Ending months of closed-door meetings and vague public salesmanship, Jacksonville Mayor John Delaney tomorrow will announce details of a $2 billion, 10-year comprehensive plan that he wants to shape the future of the city.

Duval County voters will have a direct say in the transportation and capital building program because City Hall is expected to seek a tax increase, which will require a referendum, to pay for a portion of the proposals.

While Delaney has tightly guarded the specifics of the countywide plan, he said last week that a sweeping proposal reflects his view that a broad vision is better than "incremental" change.

"It's the way I like to do things -- do it right, do it big, make it where it has an impact and is not just incremental," the mayor said.

Delaney's development package is expected to include four downtown buildings -- a new county courthouse, an arena, a library and baseball stadium -- with a $450 million price tag, $1.5 billion in transportation projects and other growth-management proposals.

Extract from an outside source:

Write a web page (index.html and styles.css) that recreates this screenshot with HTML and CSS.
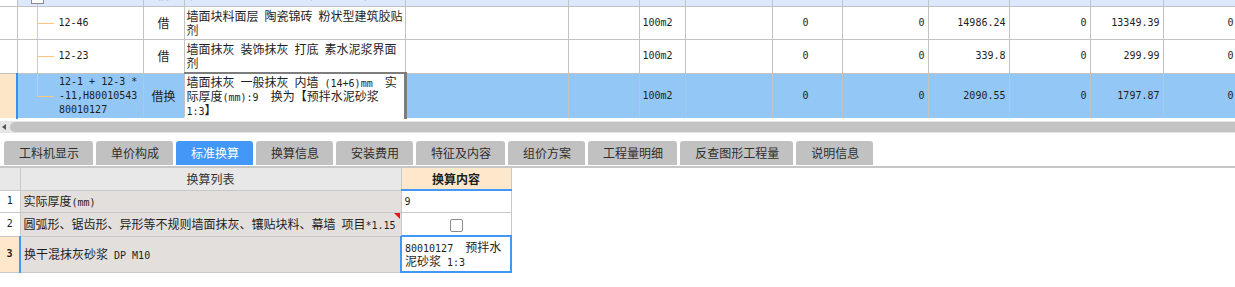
FILE: index.html
```html
<!DOCTYPE html>
<html lang="zh-CN">
<head>
    <meta charset="UTF-8">
    <meta name="viewport" content="width=device-width, initial-scale=1.0">
    <title>标准换算</title>
    <link rel="stylesheet" href="styles.css">
</head>
<body>
    <div class="sheet">
        <table class="grid">
            <colgroup>
                <col class="c-ind"><col class="c-code"><col class="c-type"><col class="c-name">
                <col class="c-spec"><col class="c-x1"><col class="c-unit"><col class="c-q1">
                <col class="c-q2"><col class="c-p1"><col class="c-p2"><col class="c-p3">
                <col class="c-p4"><col class="c-p5">
            </colgroup>
            <tr class="r0">
                <td class="ind"></td>
                <td class="code"><span class="node"></span></td>
                <td class="type"><span class="peek">借</span></td>
                <td class="name"><span class="peek">墙面抹灰&ensp;一般抹灰&ensp;外墙&ensp;混凝土墙</span></td>
                <td></td><td></td><td></td><td></td><td></td><td></td><td></td><td></td><td></td><td></td>
            </tr>
            <tr class="r1">
                <td class="ind"></td>
                <td class="code m">12-46</td>
                <td class="type">借</td>
                <td class="name">墙面块料面层&ensp;陶瓷锦砖&ensp;粉状型建筑胶贴<br>剂</td>
                <td></td>
                <td></td>
                <td class="unit m">100m2</td>
                <td></td>
                <td class="num far m">0</td>
                <td class="num m">0</td>
                <td class="num m">14986.24</td>
                <td class="num m">0</td>
                <td class="num m">13349.39</td>
                <td class="num m">0</td>
            </tr>
            <tr class="r1">
                <td class="ind"></td>
                <td class="code m">12-23</td>
                <td class="type">借</td>
                <td class="name">墙面抹灰&ensp;装饰抹灰&ensp;打底&ensp;素水泥浆界面<br>剂</td>
                <td></td>
                <td></td>
                <td class="unit m">100m2</td>
                <td></td>
                <td class="num far m">0</td>
                <td class="num m">0</td>
                <td class="num m">339.8</td>
                <td class="num m">0</td>
                <td class="num m">299.99</td>
                <td class="num m">0</td>
            </tr>
            <tr class="sel">
                <td class="ind"></td>
                <td class="code last m">12-1 + 12-3 *<br>-11,H80010543<br>80010127</td>
                <td class="type">借换</td>
                <td class="name edit">墙面抹灰&ensp;一般抹灰&ensp;内墙&ensp;<span class="m">(14+6)mm</span>&ensp;&ensp;实<br>际厚度<span class="m">(mm):9</span>&ensp;&ensp;换为【预拌水泥砂浆<br><span class="m">1:3</span>】</td>
                <td></td>
                <td></td>
                <td class="unit m">100m2</td>
                <td></td>
                <td class="num far m">0</td>
                <td class="num m">0</td>
                <td class="num m">2090.55</td>
                <td class="num m">0</td>
                <td class="num m">1797.87</td>
                <td class="num m">0</td>
            </tr>
        </table>
    </div>

    <div class="hscroll">
        <span class="arrow"></span>
        <span class="thumb"></span>
    </div>

    <div class="tabs">
        <div class="tab">工料机显示</div>
        <div class="tab">单价构成</div>
        <div class="tab active">标准换算</div>
        <div class="tab">换算信息</div>
        <div class="tab">安装费用</div>
        <div class="tab">特征及内容</div>
        <div class="tab">组价方案</div>
        <div class="tab">工程量明细</div>
        <div class="tab">反查图形工程量</div>
        <div class="tab">说明信息</div>
    </div>

    <div class="panel">
        <table class="list">
            <colgroup>
                <col class="l-no"><col class="l-name"><col class="l-val">
            </colgroup>
            <tr class="head">
                <th class="no"></th>
                <th class="title">换算列表</th>
                <th class="val">换算内容</th>
            </tr>
            <tr class="h22">
                <td class="no m">1</td>
                <td class="item">实际厚度<span class="m">(mm)</span></td>
                <td class="input m">9</td>
            </tr>
            <tr class="h23">
                <td class="no m">2</td>
                <td class="item flag">圆弧形、锯齿形、异形等不规则墙面抹灰、镶贴块料、幕墙&ensp;项目<span class="m">*1.15</span></td>
                <td class="input center"><span class="check"></span></td>
            </tr>
            <tr class="h35">
                <td class="no cur m">3</td>
                <td class="item cur-item">换干混抹灰砂浆<span class="m"> DP M10</span></td>
                <td class="input focus"><span class="m">80010127&nbsp;&nbsp;</span>预拌水<br>泥砂浆<span class="m"> 1:3</span></td>
            </tr>
        </table>
    </div>
</body>
</html>
```

FILE: styles.css
```css
body {
    margin: 0;
    background: #fff;
    font-family: "Noto Sans CJK SC", sans-serif;
    font-size: 12px;
    color: #1e1e1e;
    overflow: hidden;
}
.m {
    font-family: "DejaVu Sans Mono", "Noto Sans CJK SC", monospace;
    font-size: 10px;
}
span.m {
    line-height: 10px;
}

/* top grid */
.sheet {
    width: 1235px;
    overflow: hidden;
}
.grid {
    border-collapse: collapse;
    table-layout: fixed;
    width: 1237px;
}
.c-ind { width: 17px; }
.c-code { width: 126px; }
.c-type { width: 41px; }
.c-name { width: 221px; }
.c-spec { width: 163px; }
.c-x1 { width: 71px; }
.c-unit { width: 46px; }
.c-q1 { width: 87px; }
.c-q2 { width: 70px; }
.c-p1 { width: 86px; }
.c-p2 { width: 81px; }
.c-p3 { width: 81px; }
.c-p4 { width: 73px; }
.c-p5 { width: 74px; }

.grid td {
    border: 1px solid #c3c3c3;
    padding: 0 2px;
    line-height: 14px;
    vertical-align: middle;
    white-space: nowrap;
    overflow: hidden;
}
.grid td:first-child {
    border-left: 0;
}
.grid .r0 td {
    border-top: 0;
    height: 6px;
    line-height: 6px;
    background: #dce8fb;
}
.grid .r0 td.ind {
    background: #fff;
}
.peek {
    position: relative;
    top: -9px;
}
.grid .r1 td {
    height: 32px;
}
.grid .sel td {
    height: 43px;
    background: #93c8f6;
    border-bottom-color: #fff;
}
.grid .sel td.ind {
    background: #fde6c8;
    border-right: 2px solid #3a8fe9;
}
.grid .sel td.edit {
    background: #fff;
    border: 2px solid #7d7d7d;
    border-left-width: 1px;
    border-right-width: 3px;
    border-bottom-color: #fff;
}

.code {
    position: relative;
    padding-left: 41px !important;
}
.code::before {
    content: "";
    position: absolute;
    left: 19px;
    top: 0;
    bottom: 0;
    border-left: 1px solid #fbc67c;
}
.code::after {
    content: "";
    position: absolute;
    left: 19px;
    top: 50%;
    width: 17px;
    border-top: 1px solid #fbc67c;
}
.code.last::before {
    bottom: 50%;
}
.r0 .code::after {
    display: none;
}
.node {
    position: absolute;
    left: 13px;
    top: -8px;
    width: 11px;
    height: 10px;
    border: 1px solid #8c8c8c;
    background: #fff;
}
.type {
    text-align: center;
}
.unit {
    padding-left: 3px !important;
}
.num {
    text-align: right;
    padding-right: 3px !important;
}
.num.far {
    padding-right: 33px !important;
}

/* scrollbar */
.hscroll {
    display: flex;
    align-items: center;
    height: 12px;
    margin-top: 2px;
    background: #e6e6e6;
}
.hscroll .arrow {
    width: 0;
    height: 0;
    border-top: 3px solid transparent;
    border-bottom: 3px solid transparent;
    border-right: 4px solid #555;
    margin: 0 4px 0 2px;
}
.hscroll .thumb {
    flex: 1;
    height: 10px;
    background: #c3c3c3;
    border-radius: 5px 0 0 5px;
}

/* tabs */
.tabs {
    display: flex;
    gap: 3px;
    padding-left: 4px;
    margin-top: 8px;
}
.tab {
    height: 24px;
    line-height: 24px;
    padding: 0 14px 0 15px;
    background: #c1c1c1;
    color: #2e2e2e;
    border-radius: 3px 3px 0 0;
}
.tab.active {
    background: #4297f7;
    color: #fff;
}

/* bottom list */
.panel {
    margin-top: 1px;
    border-top: 2px solid #c6c6c6;
}
.list {
    border-collapse: collapse;
    table-layout: fixed;
    width: 511px;
}
.l-no { width: 20px; }
.l-name { width: 381px; }
.l-val { width: 110px; }
.list th,
.list td {
    border: 1px solid #c8c8c8;
    padding: 0 3px;
    line-height: 14px;
    white-space: nowrap;
    vertical-align: middle;
}
.list th:first-child,
.list td:first-child {
    border-left: 0;
}
.list th {
    border-top: 0;
    height: 21px;
    font-weight: normal;
    color: #333;
    background: #e8e8e8;
}
.list th.val {
    background: #fde8cb;
    font-weight: bold;
    color: #1e1e1e;
    border-bottom: 2px solid #4297f7;
}
.list .h22 td { height: 21px; }
.list .h23 td { height: 22px; }
.list .h35 td { height: 34px; }
.list td.no {
    text-align: center;
    padding: 0;
}
.list td.cur {
    background: #fde8cb;
    font-weight: bold;
    border-right: 2px solid #4297f7;
}
.list td.item {
    background: #e3dfdc;
}
.list td.input {
    background: #fff;
}
.list td.center {
    text-align: center;
}
.list td.focus {
    border: 2px solid #4297f7;
}
.flag {
    position: relative;
}
.flag::after {
    content: "";
    position: absolute;
    top: 0;
    right: 1px;
    border-top: 6px solid #e8141a;
    border-left: 6px solid transparent;
}
.check {
    display: inline-block;
    width: 11px;
    height: 11px;
    border: 1px solid #8a8a8a;
    border-radius: 2px;
    background: #fff;
    vertical-align: middle;
}
```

"What we've been working on is a way to make the capital needs fit in with the long-term master plan for Jacksonville," Delaney said.

Advocates for the plan likely will have to convince the public to back the projects, because Delaney has discussed with supporters a half-cent sales tax increase -- an 8 percent jump in the overall sales tax in the county, now 6.5 cents per dollar -- to fund a portion of the plan.

When Delaney first ran for mayor in 1995, he said he would not raise taxes without voter approval. Since he took office, the mayor has made miniscule property tax cuts the centerpiece of his annual budget messages and his lean government political philosophy. Last year's tax cut equaled about $2.5 million, or $8 for a homestead valued at $100,000, City Hall officials said at the time.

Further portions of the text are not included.